Troy is excited to learn about drinking from the "adults." Jeff and Britta continue to argue, now about what should be Troy's first legal drink. Annie stays in character as Caroline, whom she imagines to be a drifter and free spirit, and tells the bartender (Tig Notaro) about her "friend" Annie, who plans everything out in her life but doesn't even know who she is. Abed (Danny Pudi) meets a fellow science fiction geek, Robert (Paul F. Tompkins), who buys him a drink but is quickly overwhelmed by Abed's passion for science fiction. Robert finally asks Abed outright if he would like to have sex. Abed declines and confesses that he had understood Robert's intentions for some time but just wanted to talk about science fiction. Robert leaves in disgust.

Britta finds one of the photos of Shirley, and she and Jeff and Troy make fun of her. Shirley confesses to having had "a few bad years" and leaves in shame, but grudgingly helps Pierce, who is still blocking the door.

Troy orders his first drink on his own, ignoring Jeff and Britta's advice that his choice, a 7 and 7, is uncool. He notices Annie flush with (alcohol-induced) self-doubt, Abed moping about his exchange with Robert, and Jeff and Britta still arguing (now drunkenly). He abandons his drink and responsibly drives the group home in Jeff's car (which he'd wanted to drive for some time). Britta and Jeff gradually realize that the places they had been arguing about are actually the same bar, which makes Troy angry, as he had been looking to his older friends for life advice and now realizes they're just as clueless as he is.

As he drops Annie off, Troy movingly gives her a self-assuring talk. When he returns, Abed tattles on Jeff and Britta for making out, and Troy chides him like a parent. Jeff is proud of Troy for his sensible decision making throughout the evening and reminds him that he is now truly a man.

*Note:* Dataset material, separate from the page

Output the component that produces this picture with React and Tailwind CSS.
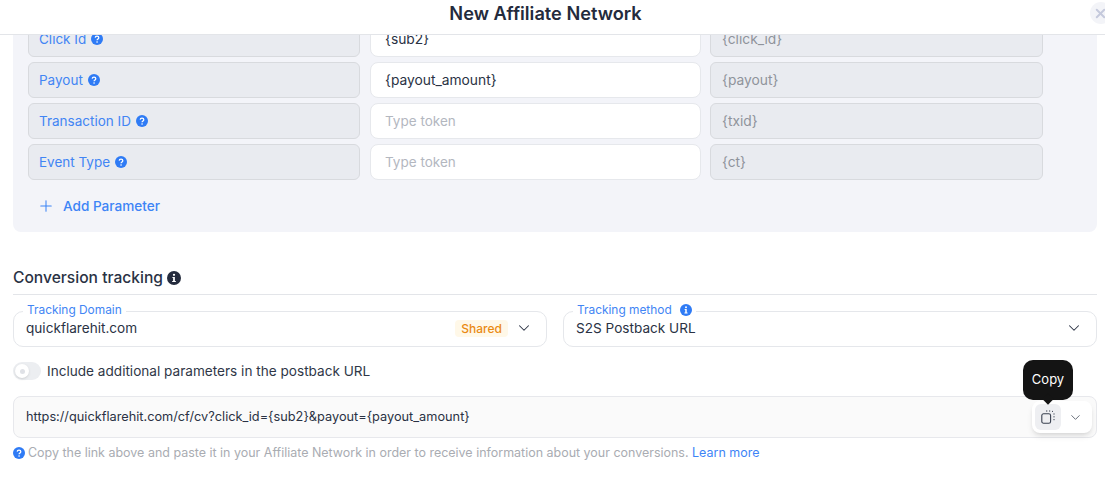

The end tag shows Abed helping Troy into 157 T-shirts at once.

==Production==
The episode was written by Andy Bobrow, his second writing credit of the show. It was directed by Jay Chandrasekhar, his first directing credit of the series.

==Cultural references==
"Mixology Certification" was a departure from the usual array of pop culture references. Among the real world topics the episode touched on was Troy's Jehovah's Witness faith, which forbids birthday celebrations. Instead, Abed and Annie buy a cake which reads: "Hello during a random dessert. The month and day of which coincide numerically with your expulsion from a uterus" to avoid mentioning "birthday." Annie researches Troy's Chinese zodiac and thinks he is a Horse (1990), even though he insists he is a Snake (1989), leading him to realize he was held back a year in school. At the bar, Abed plays the Asteroids arcade game. He spends the evening chatting with a guy at the bar about the 1984 film The Last Starfighter and the 1999 TV series Farscape. For his first alcoholic beverage upon reaching the legal drinking age, Troy orders a 7 and 7.

==Reception==
===Ratings===
In its original American broadcast on December 2, 2010, "Mixology Certification" was viewed by an estimated 4.55 million people, with a Nielsen rating of 1.9 in the 18–49 demographic.

===Reviews===
The episode received positive reviews from critics.

Kelsea Stahler of Hollywood.com wrote that the episode gave viewers "something a little more meaningful". She added, "Normally, I'd be annoyed about a sitcom trying to teach me something about life, but Community has such a humble, but authoritative way of teaching us as viewers that I can't help but appreciate." Alan Sepinwall of HitFix called the episode "dark but surprisingly sweet." Emily VanDerWerff said it was one of her favorite episodes, though she "expect[s] lots of people to just hate it because of how thoroughly it wears its heart on its sleeve." She gave the episode an A of an A to F scale.

Jeffrey Kirkpatrick called the episode "average" and gave it a 2.5/5 rating.

In TV.com's ranking of all 110 episodes of the series, they placed the episode second overall, and wrote "another wonderful example of the bittersweet emotional beats the show could hit when it wanted to ... just a basic sitcom premise, imbued with a slew of great little moments."